I suppose it’s the first 4 letters which generate in my mind a sort of carrot up the arse, stiff upper lip, holier than thou image .
I think maybe it was a desirable trait in the days of Queen Victoria, when it denoted a moral, conservative stance. Nowadays, it is a trait of the progressives who are awake to any opportunity to denounce.
It is also the armour of the petty bureaucrat, who will follow the letter of the law despite great injustice being the consequence. e.g.:your visa renewal is refused because you paid the wrong fee; you must quit your job and leave the country.

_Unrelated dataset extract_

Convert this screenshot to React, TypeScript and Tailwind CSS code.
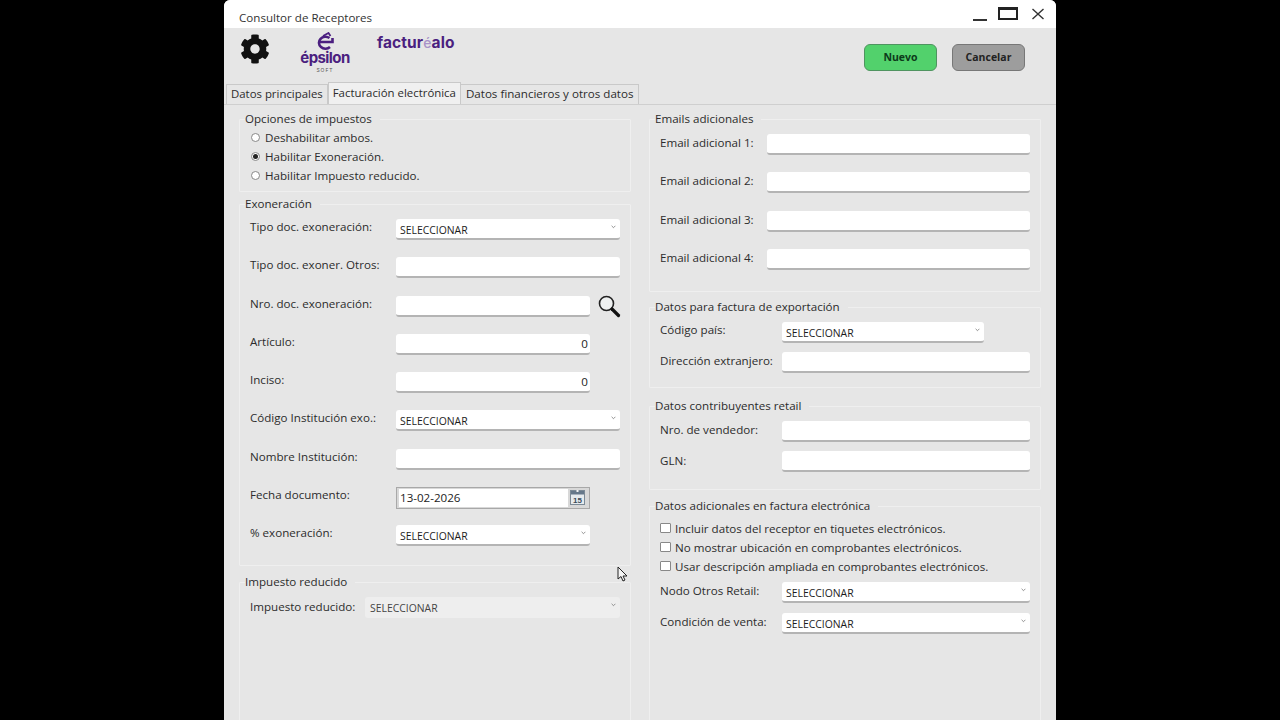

These thoughts have been kindled by a recent article on Celebrity Slavery*:
The fashionable pursuit of reparations from celebrities, who might shell out rather than run the risk of ‘cancellation’ and humiliation, smacks of extortion.
Certainly the latter suggests a commercial morality: a skeleton of a rich man’s ancestors is far more valuable and attracts greater media attention.

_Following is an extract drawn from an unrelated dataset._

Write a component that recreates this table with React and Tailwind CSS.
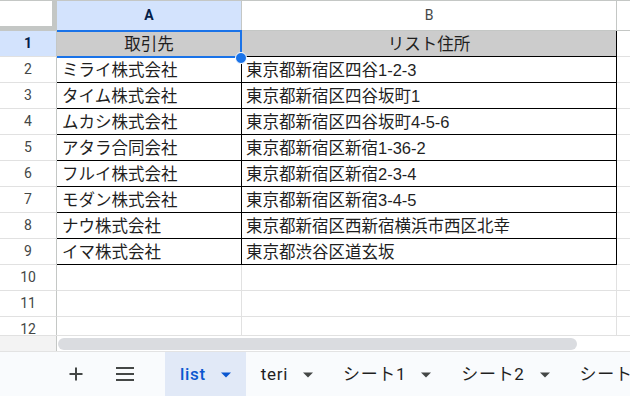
import React from "react";

const cellFont = { fontFamily: '"Liberation Sans", "Noto Sans CJK JP", sans-serif' };
const uiFont = { fontFamily: 'Roboto, "Noto Sans CJK JP", sans-serif' };

const data = [
  ["取引先", "リスト住所"],
  ["ミライ株式会社", "東京都新宿区四谷1-2-3"],
  ["タイム株式会社", "東京都新宿区四谷坂町1"],
  ["ムカシ株式会社", "東京都新宿区四谷坂町4-5-6"],
  ["アタラ合同会社", "東京都新宿区新宿1-36-2"],
  ["フルイ株式会社", "東京都新宿区新宿2-3-4"],
  ["モダン株式会社", "東京都新宿区新宿3-4-5"],
  ["ナウ株式会社", "東京都新宿区西新宿横浜市西区北幸"],
  ["イマ株式会社", "東京都渋谷区道玄坂"],
];

function Caret({ color }) {
  return (
    <svg width="10" height="6" viewBox="0 0 10 6" className="shrink-0">
      <path d="M0 0.5 L10 0.5 L5 5.5 Z" fill={color} />
    </svg>
  );
}

function Tab({ label, active }) {
  return (
    <div
      className={`flex h-full shrink-0 items-center gap-[15px] whitespace-nowrap px-[15px] pt-[2px] ${
        active ? "bg-[#e1e9f7]" : ""
      }`}
    >
      <span
        className={`text-[17px] tracking-[0.04em] ${
          active ? "font-medium text-[#0b57d0]" : "text-[#1f1f1f]"
        }`}
        style={uiFont}
      >
        {label}
      </span>
      <Caret color={active ? "#0b57d0" : "#444746"} />
    </div>
  );
}

function DataRow({ n, a, b }) {
  const header = n === 1;
  return (
    <div className="flex h-[26px]">
      <div
        className={`flex w-[57px] shrink-0 items-center justify-center border-r border-b border-r-[#c4c7c5] border-b-[#e1e1e1] text-[14px] ${
          header ? "bg-[#d3e3fd] font-bold text-[#041e49]" : "text-[#444746]"
        }`}
        style={uiFont}
      >
        {n}
      </div>
      <div
        className={`flex w-[185px] shrink-0 items-center whitespace-nowrap border-r border-b border-black pt-[1px] text-[16.5px] text-[#1f1f1f] ${
          header ? "justify-center bg-[#cccccc]" : "pl-[5px]"
        }`}
        style={cellFont}
      >
        {a}
      </div>
      <div
        className={`flex w-[375px] shrink-0 items-center whitespace-nowrap border-r border-b border-black pt-[1px] text-[16.5px] text-[#1f1f1f] ${
          header ? "justify-center bg-[#cccccc]" : "pl-[4px]"
        }`}
        style={cellFont}
      >
        {b}
      </div>
      <div className="flex-1 border-b border-[#e1e1e1]" />
    </div>
  );
}

function EmptyRow({ n }) {
  return (
    <div className="flex h-[26px] shrink-0">
      <div
        className="flex w-[57px] shrink-0 items-center justify-center border-r border-b border-r-[#c4c7c5] border-b-[#e1e1e1] text-[14px] text-[#444746]"
        style={uiFont}
      >
        {n}
      </div>
      <div className="w-[185px] shrink-0 border-r border-b border-[#e1e1e1]" />
      <div className="w-[375px] shrink-0 border-r border-b border-[#e1e1e1]" />
      <div className="flex-1 border-b border-[#e1e1e1]" />
    </div>
  );
}

export default function App() {
  return (
    <div className="flex h-[396px] w-[630px] flex-col overflow-hidden bg-white">
      {/* grid */}
      <div className="relative h-[335px] shrink-0 overflow-hidden">
        {/* column headers */}
        <div className="flex h-[31px] border-t border-[#c4c7c5]">
          <div className="w-[57px] shrink-0 border-r-[5px] border-b-[5px] border-[#c4c7c5] bg-white" />
          <div
            className="flex w-[185px] shrink-0 items-center justify-center border-r border-b border-[#c4c7c5] bg-[#d3e3fd] text-[14px] font-bold text-[#041e49]"
            style={uiFont}
          >
            A
          </div>
          <div
            className="flex w-[375px] shrink-0 items-center justify-center border-r border-b border-[#c4c7c5] text-[14px] text-[#444746]"
            style={uiFont}
          >
            B
          </div>
          <div className="flex-1 border-b border-[#c4c7c5]" />
        </div>

        {data.map((r, i) => (
          <DataRow key={i} n={i + 1} a={r[0]} b={r[1]} />
        ))}
        <EmptyRow n={10} />
        <EmptyRow n={11} />
        <EmptyRow n={12} />

        {/* active cell outline and fill handle */}
        <div className="pointer-events-none absolute left-[57px] top-[30px] h-[28px] w-[185px] border-t-2 border-r-2 border-b-2 border-[#1a73e8]" />
        <div className="absolute left-[235px] top-[52px] h-[12px] w-[12px] rounded-full border border-white bg-[#1a73e8]" />
      </div>

      {/* horizontal scrollbar */}
      <div className="flex h-[16px] shrink-0 border-t border-[#e1e1e1]">
        <div className="w-[57px] shrink-0 border-r border-[#c4c7c5] bg-[#f3f3f3]" />
        <div className="flex flex-1 items-center pl-[1px]">
          <div className="h-[12px] w-[519px] rounded-full bg-[#dadce0]" />
        </div>
      </div>

      {/* sheet tabs */}
      <div className="flex flex-1 items-center overflow-hidden border-t border-[#e3e3e3] bg-[#f9fbfd] pl-[66px]">
        <svg width="20" height="20" viewBox="0 0 20 20" className="shrink-0">
          <path d="M10 3.5 V16.5 M3.5 10 H16.5" stroke="#444746" strokeWidth="2" />
        </svg>
        <svg width="20" height="20" viewBox="0 0 20 20" className="ml-[29px] shrink-0">
          <path d="M1 4 H19 M1 10 H19 M1 16 H19" stroke="#444746" strokeWidth="2" />
        </svg>
        <div className="ml-[30px] flex h-full shrink-0">
          <Tab label="list" active />
          <Tab label="teri" />
          <Tab label="シート1" />
          <Tab label="シート2" />
          <Tab label="シート3" />
        </div>
      </div>
    </div>
  );
}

Much easier to apply leverage to an individual than governments of former colonies where there are many of the estimated 40 million people still in slavery.
Researching rectitude, I came across this graphic of virtues:
They seem pretty wet to me, grounded as I am in the more traditional cardinal virtues of prudence, fortitude , justice and temperance.
Be careful, be brave, be fair and moderate in all that you do.
If you practise those virtues you don’t need to be woke, righteous, progressive or vociferous.